Mapping the number of polymorphic positions onto the phylogeny of Asclepias demonstrates strong and significant phylogenetic signal when counting all polymorphisms (Fig. 4), but this signal is not significant when only counting highly polymorphic positions (Fig. 5). While this study demonstrates phylogenetic signal in polymorphism abundance, it remains unknown whether abundance within a lineage is influenced by selection or purely neutral causes. Different demographic histories across clades could create this effect via neutral causes, while selection against organisms that retain too many variant nrDNA copies could be variable across the genus. Polymorphisms present in a high proportion of nrDNA copies may be uniformly selected against, while low polymorphism sites are tolerated at varying levels. This could explain the lack of phylogenetic signal at the highly polymorphic sites, and its presence when including all polymorphic sites.

These results have implications for phylogenetic inference based on nrDNA data. As previously cautioned, it cannot be assumed that all copies of nrDNA are identical within a genome. This is especially true for the spacer regions, but also for the subunit regions (Álvarez & Wendel, 2003). The discovery of phylogenetic signal in intragenomic polymorphism abundance demonstrates that those positions likely to lead to ambiguities are not distributed evenly across the phylogeny (Fig. 4). In addition to topology, variable polymorphism rates among lineages may affect the estimation of branch lengths on a tree. This may become especially problematic when nrDNA is used to date phylogenies. Recently developed methods of phylogenetic inference incorporating information about polymorphic positions may be able to alleviate difficulties in tree building caused by uneven levels of polymorphism abundance (Potts, Hedderson & Grimm, 2014).

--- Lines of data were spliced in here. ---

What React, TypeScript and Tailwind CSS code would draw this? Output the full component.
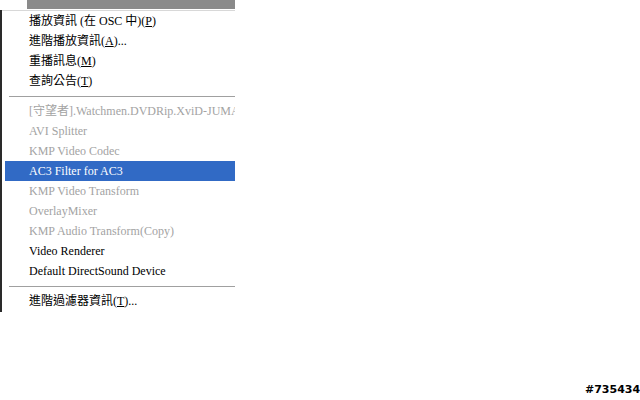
import React from "react";

const cjk = { fontFamily: '"Liberation Serif", "Noto Sans CJK TC", serif' };

type Item = { label: React.ReactNode; disabled?: boolean; active?: boolean };

function U({ c }: { c: string }) {
  return <span className="underline underline-offset-[1px]">{c}</span>;
}

const group1: Item[] = [
  { label: <>播放資訊 (在 OSC 中)(<U c="P" />)</> },
  { label: <>進階播放資訊(<U c="A" />)...</> },
  { label: <>重播訊息(<U c="M" />)</> },
  { label: <>查詢公告(<U c="T" />)</> },
];

const group2: Item[] = [
  { label: "[守望者].Watchmen.DVDRip.XviD-JUMANJI", disabled: true },
  { label: "AVI Splitter", disabled: true },
  { label: "KMP Video Codec", disabled: true },
  { label: "AC3 Filter for AC3", active: true },
  { label: "KMP Video Transform", disabled: true },
  { label: "OverlayMixer", disabled: true },
  { label: "KMP Audio Transform(Copy)", disabled: true },
  { label: "Video Renderer" },
  { label: "Default DirectSound Device" },
];

function Row({ item }: { item: Item }) {
  const color = item.active
    ? "bg-[#316ac5] text-white"
    : item.disabled
    ? "text-[#a3a3a3]"
    : "text-black";
  return (
    <div
      className={`h-[20px] flex items-center pl-[24px] whitespace-nowrap overflow-hidden text-[12px] leading-none ${color}`}
      style={cjk}
    >
      {item.label}
    </div>
  );
}

function Sep() {
  return (
    <div className="h-[10px] pl-[4px] flex flex-col">
      <div className="h-[5px]" />
      <div className="h-px bg-[#a0a0a0]" />
      <div className="h-px bg-white" />
    </div>
  );
}

export default function App() {
  return (
    <div className="w-[640px] h-[400px] bg-white relative overflow-hidden">
      <div className="flex h-[10px]">
        <div className="w-[27px]" />
        <div className="w-[208px] h-[9px] bg-[#8a8a8a]" />
      </div>
      <div className="flex">
        <div className="w-[2px] h-[302px] bg-[#2a2a2a]" />
        <div className="w-[233px] bg-white border-t border-[#d8d8d8] pl-[3px]">
          {group1.map((it, i) => (
            <Row key={i} item={it} />
          ))}
          <Sep />
          {group2.map((it, i) => (
            <Row key={i} item={it} />
          ))}
          <Sep />
          <Row item={{ label: <>進階過濾器資訊(<U c="T" />)...</> }} />
        </div>
      </div>
      <div
        className="absolute left-[585px] top-[384px] text-[11px] font-bold text-black leading-none"
        style={{ fontFamily: '"DejaVu Sans", sans-serif', textShadow: "0 0 1px #fff" }}
      >
        #735434
      </div>
    </div>
  );
}
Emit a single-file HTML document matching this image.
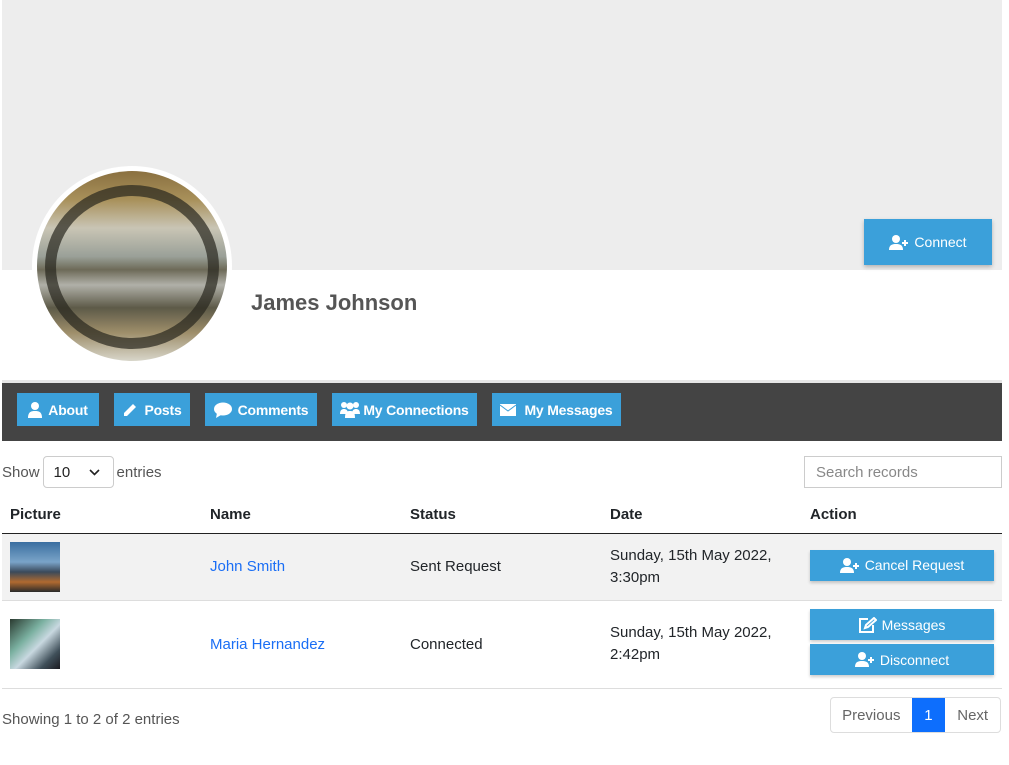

Identification of mixed ancestry

Characterization of intragenomic nrDNA polymorphisms may allow for the identification of hybrid offspring between parents with differing nrDNA sequences (Zimmer, Jupe & Walbot, 1988), and may be able to provide an estimate of the number of generations since hybridization. This is especially true for early generation hybrids, as nrDNA homogenization can occur in a small number of generations (Kovarik et al., 2005), and mosaic Saccharomyces genomes have been identified based on intragenomic polymorphism abundance (West et al., 2014). Neither of the polymorphism profiles for the two wild-collected putative hybrid individuals in this study strongly indicate that they are early generation hybrids. This is in contrast to evidence from nuclear gene sequences that show heterozygosity consistent with inheritance of divergent alleles from the putative parents in the A. albicans × A. subulata hybrid (B Haack and M Fishbein, 2013, unpublished data). Detection of mixed ancestry may be hampered in this case by a lack of fixed differences between parental haplotypes. Consensus sequences for the A. albicans and A. subulata individuals in this study show no fixed differences, while one difference is found between the A. syriaca and A. speciosa consensus sequences. Unexpectedly, this position is monomorphic in the hybrid, while the positions with minor allele frequencies >0.3 are in positions not shown to differ between A. syriaca and A. speciosa. This likely indicates ancestry from an unsampled nrDNA haplotype.

Individuals of the same species with dramatically different polymorphism profiles may indicate the presence of cryptic diversity. Differing demographic histories between populations within a species may lead to individuals from those populations possessing different levels of intragenomic polymorphisms. As with the interspecific hybrids discussed above, early generation hybrids between populations within a species could also possess inflated levels of intragenomic polymorphisms.